INFORMATION PROVIDED:

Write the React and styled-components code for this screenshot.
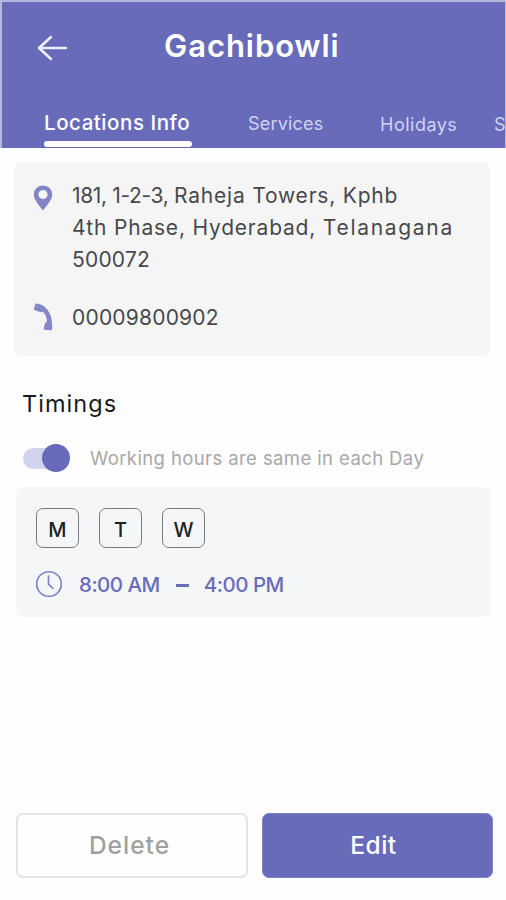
import styled, { createGlobalStyle } from "styled-components"

const GlobalStyle = createGlobalStyle`
    * {
        box-sizing: border-box;
    }

    body {
        margin: 0;
        background-color: #fefefe;
        font-family: Inter, "Open Sans", sans-serif;
        overflow: hidden;
    }

    h1, h2, p {
        margin: 0;
        font-weight: 400;
    }

    button {
        font-family: inherit;
        padding: 0;
    }

    svg {
        display: block;
        flex-shrink: 0;
    }
`;

const PageSty = styled.div`
    width: 506px;
    height: 900px;
    overflow: hidden;
    display: flex;
    flex-direction: column;
`;

const HeaderSty = styled.header`
    height: 148px;
    background-color: #676bba;
    border: solid #b5b7dd;
    border-width: 2px 1px 0 2px;
    display: flex;
    flex-direction: column;
    justify-content: space-between;
    overflow: hidden;
`;

const TitleBar = styled.div`
    height: 90px;
    display: grid;
    grid-template-columns: 127px auto;
    align-items: center;
    padding-left: 35px;
`;

const BackButton = styled.button`
    width: 32px;
    border: none;
    background-color: transparent;
    color: #eef0ff;
    padding-top: 1px;
`;

const Title = styled.h1`
    font-size: 31px;
    font-weight: 600;
    line-height: 40px;
    letter-spacing: 0.95px;
    color: #fff;
    padding-bottom: 3px;
`;

const Tabs = styled.nav`
    display: flex;
    height: 44px;
    padding-left: 42px;
    white-space: nowrap;
`;

const Tab = styled.div`
    width: ${({ $width }) => $width}px;
    margin-right: ${({ $gap }) => $gap}px;
    flex-shrink: 0;
    padding-top: ${({ $top }) => $top}px;
    font-size: ${({ $active }) => ($active ? "20.5px" : "18px")};
    font-weight: ${({ $active }) => ($active ? 500 : 400)};
    letter-spacing: ${({ $spacing }) => $spacing}px;
    line-height: 28px;
    color: ${({ $active }) => ($active ? "#fff" : "#cfd2f3")};
`;

const ActiveTab = styled(Tab)`
    display: flex;
    flex-direction: column;
    justify-content: space-between;
    padding-bottom: 1px;

    &::after {
        content: "";
        height: 6px;
        border-radius: 3px;
        background-color: #fff;
    }
`;

const ContactCard = styled.section`
    width: 476px;
    height: 194px;
    margin: 14px 0 0 14px;
    padding: 17px 19px;
    border-radius: 7px;
    background-color: #f5f5f6;
    display: flex;
    flex-direction: column;
    gap: 26px;
`;

const ContactRow = styled.div`
    display: grid;
    grid-template-columns: 39px auto;
    align-items: start;

    svg {
        margin-top: ${({ $iconTop }) => $iconTop}px;
    }
`;

const ContactText = styled.p`
    padding-top: 1px;
    margin-bottom: -1px;
    font-size: 21px;
    line-height: 32px;
    letter-spacing: 0.2px;
    white-space: nowrap;
    color: #48494b;
`;

const Line = styled.span`
    display: block;
`;

const Spaced = styled.span`
    letter-spacing: ${({ $spacing }) => $spacing}px;
`;

const SectionTitle = styled.h2`
    margin: 32px 0 0 22px;
    font-size: 23.5px;
    line-height: 32px;
    letter-spacing: 1.05px;
    color: #191a1c;
`;

const ToggleRow = styled.div`
    height: 28px;
    margin: 24px 0 0 23px;
    display: flex;
    align-items: center;
    gap: 20px;
`;

const Toggle = styled.div`
    width: 47px;
    height: 28px;
    display: flex;
    align-items: center;

    &::before {
        content: "";
        width: 36px;
        height: 21px;
        border-radius: 11px;
        background-color: #d2d4ed;
    }

    &::after {
        content: "";
        width: 28px;
        height: 28px;
        margin-left: -17px;
        border-radius: 50%;
        background-color: #676bba;
    }
`;

const ToggleLabel = styled.p`
    font-size: 18.5px;
    line-height: 28px;
    letter-spacing: 0.4px;
    white-space: nowrap;
    color: #a7a7a8;
`;

const TimingCard = styled.section`
    width: 475px;
    height: 130px;
    margin: 15px 0 0 16px;
    padding: 21px 19px 0;
    border-radius: 7px;
    background-color: #f5f6f8;
`;

const Days = styled.div`
    display: flex;
    gap: 20px;
    padding-left: 1px;
`;

const Day = styled.div`
    width: 43px;
    height: 40px;
    border: 1.5px solid #7b7c7f;
    border-radius: 7px;
    display: flex;
    align-items: center;
    justify-content: center;
    padding-top: 3px;
    font-size: 20px;
    font-weight: 500;
    color: #202124;
`;

const Hours = styled.div`
    height: 28px;
    margin-top: 22px;
    display: flex;
    align-items: center;
    font-size: 20.5px;
    font-weight: 500;
    line-height: 28px;
    white-space: nowrap;
    color: #696db9;
`;

const Time = styled.span`
    letter-spacing: -0.5px;
    padding-top: 2px;

    svg + & {
        margin-left: 16px;
    }
`;

const Dash = styled.span`
    width: 13px;
    height: 3px;
    margin: 2px 15px 0 16px;
    background-color: #696db9;
`;

const Actions = styled.footer`
    margin: auto 13px 22px 16px;
    display: grid;
    grid-template-columns: 232px 231px;
    gap: 14px;
`;

const ActionButton = styled.button`
    height: 65px;
    border-radius: 7px;
    border: ${({ $filled }) => ($filled ? "1px solid #7c80c4" : "2px solid #e4e4e5")};
    background-color: ${({ $filled }) => ($filled ? "#676bba" : "#fefefe")};
    color: ${({ $filled }) => ($filled ? "#fff" : "#a0a0a1")};
    font-size: 24.5px;
    font-weight: 500;
    letter-spacing: ${({ $filled }) => ($filled ? 0.5 : 1)}px;
    padding: ${({ $filled }) => ($filled ? "0 8px 1px 0" : "0 5px 1px 0")};
`;

const BackIcon = () => (
    <svg width="32" height="26" viewBox="0 0 32 26" fill="none" stroke="currentColor" strokeWidth="2.5" strokeLinecap="round" strokeLinejoin="round">
        <path d="M29 13H2M14 2L2 13l12 11" />
    </svg>
)

const PinIcon = () => (
    <svg width="20" height="27" viewBox="0 0 20 27">
        <path
            d="M10 .5C4.700.5.8 4.500.8 9.500c0 5.500 5.200 10.600 9.200 16 4-5.400 9.200-10.500 9.200-16C19.200 4.500 15.300.5 10 .5zM10 4.900a4.600 4.600 0 1 1 0 9.200 4.600 4.600 0 0 1 0-9.200z"
            fill="#8184c7"
            fillRule="evenodd"
        />
    </svg>
)

const PhoneIcon = () => (
    <svg width="20" height="28" viewBox="0 0 20 28">
        <path
            d="M3.500.6C12 1.500 20.500 9.500 19 26.400c-.1.700-.5 1-1.100.9l-6.300-.5c-.8-.1-1.100-.6-.9-1.300l1.300-5.300c.2-.6.6-.9 1.200-1l.7-.2C13.800 14.500 12.500 11 9.500 8.600l-1 .5c-.4.3-.9.3-1.500 0L1.500 7.100C.9 6.800.6 6.400.8 5.700L2.300 1.300C2.500.7 2.900.5 3.500.6z"
            fill="#8487ca"
        />
    </svg>
)

const ClockIcon = () => (
    <svg width="28" height="28" viewBox="0 0 28 28" fill="none" stroke="#7b7fc3" strokeWidth="1.6" strokeLinecap="round" strokeLinejoin="round">
        <circle cx="14" cy="14" r="12.300" />
        <path d="M13.500 6v8.200l4.500 4.300" />
    </svg>
)

export default function App() {
    return (
        <>
            <GlobalStyle />
            <PageSty>
                <HeaderSty>
                    <TitleBar>
                        <BackButton aria-label="Back"><BackIcon /></BackButton>
                        <Title>Gachibowli</Title>
                    </TitleBar>
                    <Tabs>
                        <ActiveTab $active $width={148} $gap={56} $top={5} $spacing={0.55}>Locations Info</ActiveTab>
                        <Tab $width={76} $gap={56} $top={6} $spacing={0.2}>Services</Tab>
                        <Tab $width={78} $gap={36} $top={7} $spacing={0.5}>Holidays</Tab>
                        <Tab $width={50} $gap={0} $top={7} $spacing={0}>S</Tab>
                    </Tabs>
                </HeaderSty>

                <ContactCard>
                    <ContactRow $iconTop={6}>
                        <PinIcon />
                        <ContactText>
                            <Line>
                                <Spaced $spacing={-0.35}>181, 1-2-3, </Spaced>
                                <Spaced $spacing={0.8}>Raheja Towers, Kphb</Spaced>
                            </Line>
                            <Line>
                                <Spaced $spacing={0.8}>4th Phase, Hyderabad, </Spaced>
                                <Spaced $spacing={1.7}>Telanagana</Spaced>
                            </Line>
                            <Line>500072</Line>
                        </ContactText>
                    </ContactRow>
                    <ContactRow $iconTop={2}>
                        <PhoneIcon />
                        <ContactText>00009800902</ContactText>
                    </ContactRow>
                </ContactCard>

                <SectionTitle>Timings</SectionTitle>
                <ToggleRow>
                    <Toggle role="switch" aria-checked="true" />
                    <ToggleLabel>Working hours are same in each Day</ToggleLabel>
                </ToggleRow>

                <TimingCard>
                    <Days>
                        {["M", "T", "W"].map((day) => <Day key={day}>{day}</Day>)}
                    </Days>
                    <Hours>
                        <ClockIcon />
                        <Time>8:00 AM</Time>
                        <Dash />
                        <Time>4:00 PM</Time>
                    </Hours>
                </TimingCard>

                <Actions>
                    <ActionButton>Delete</ActionButton>
                    <ActionButton $filled>Edit</ActionButton>
                </Actions>
            </PageSty>
        </>
    )
}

THE REQUEST:
Work through the listing above and report how many lines include the string "components", with no other text.

CORRECT RESULT:
2